Перед моим отъездом были получены сведения о катастрофе на Юго-Западном фронте после удачного поначалу наступления 8-й армии Корнилова. Тогда еще не знали, что первоначальные успехи были одержаны сравнительно немногочисленными, сохранившимися еще в порядке частями и ударными батальонами и что масса войск не двинулась вперед. Теперь, когда немцы перешли в контрнаступление, и потребовалось введение в бой всех войск, они оказались к нему неспособными, и немцы без труда прорвали наш фронт. При отходе падение дисциплины сказалось в грабежах и убийствах мирного населения, в первую очередь еврейского. Особенно жестоким был разгром Калуша, этого специфически еврейского местечка, в котором я столько раз был в 1915 г. Не думалось тогда, что его имя только через два года свяжется с такой печальной страницей в истории нашей армии.

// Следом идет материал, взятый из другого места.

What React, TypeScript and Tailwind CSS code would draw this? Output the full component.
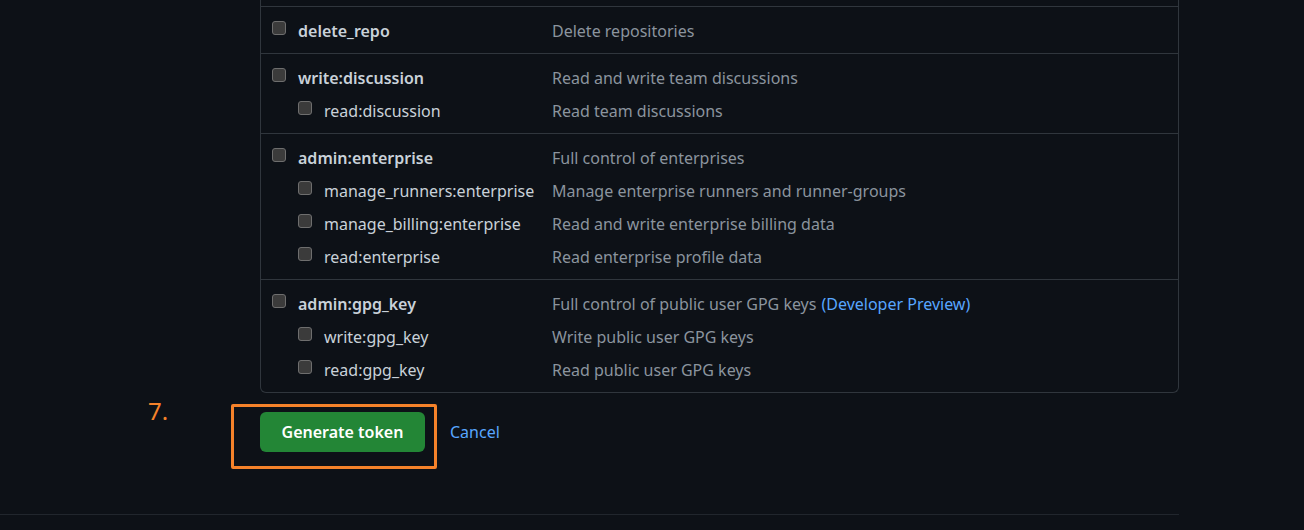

Видел я за эти дни также Мишу Охотникова, ставшего после революции, кроме председателя земской управы, еще и Усманским уездным комиссаром. Он рассказал про жизнь моей тещи в Березняговке. Усадьба была цела, но крестьяне ходили, где угодно. Как-то к дому пришла целая толпа их, и на вопрос Александры Геннадиевны, что им надо, ответили, что они пришли покуражиться над ней. Мишу после этого я уже не видел, ибо в 1919 г. он умер на юге России от сыпного тифа. Председателем управы он был, как говорили, хорошим, чему я, сознаюсь, не особенно верил, ибо у него был всегда слишком женственный, безвольный характер. После Октября он перебрался с женой в Тамбов, где они сошлись с С.М. Волконским, описавшим встречи с ними в это время в своих воспоминаниях.
Когда выяснилось, что я буду вновь командирован в Данию, я отправился к Терещенко для получения указаний. Хотя мы говорили больше о Скандинавских делах и о предстоящих мне и моим спутникам разговорах о Конференции о военнопленных, но попутно проявились и взгляды самого Терещенко на внутренние дела, в которых отразилось и настроение его коллег по правительству. На следующий день, 15-го июля, должны были состояться торжественные похороны казаков, убитых 3-5 июля, и вот Терещенко заговорил по этому поводу о том опасении контрреволюции, которое существует у правительства, как будто эти казаки были убиты не при защите этого самого правительства. Странно мне было слышать это, ибо никого ведь не было в то время в Петербурге, кто бы руководил организацией контрреволюционных элементов, а Родзянко, который внушал такой страх Терещенко, не имел для этого ни малейших средств, ни желания.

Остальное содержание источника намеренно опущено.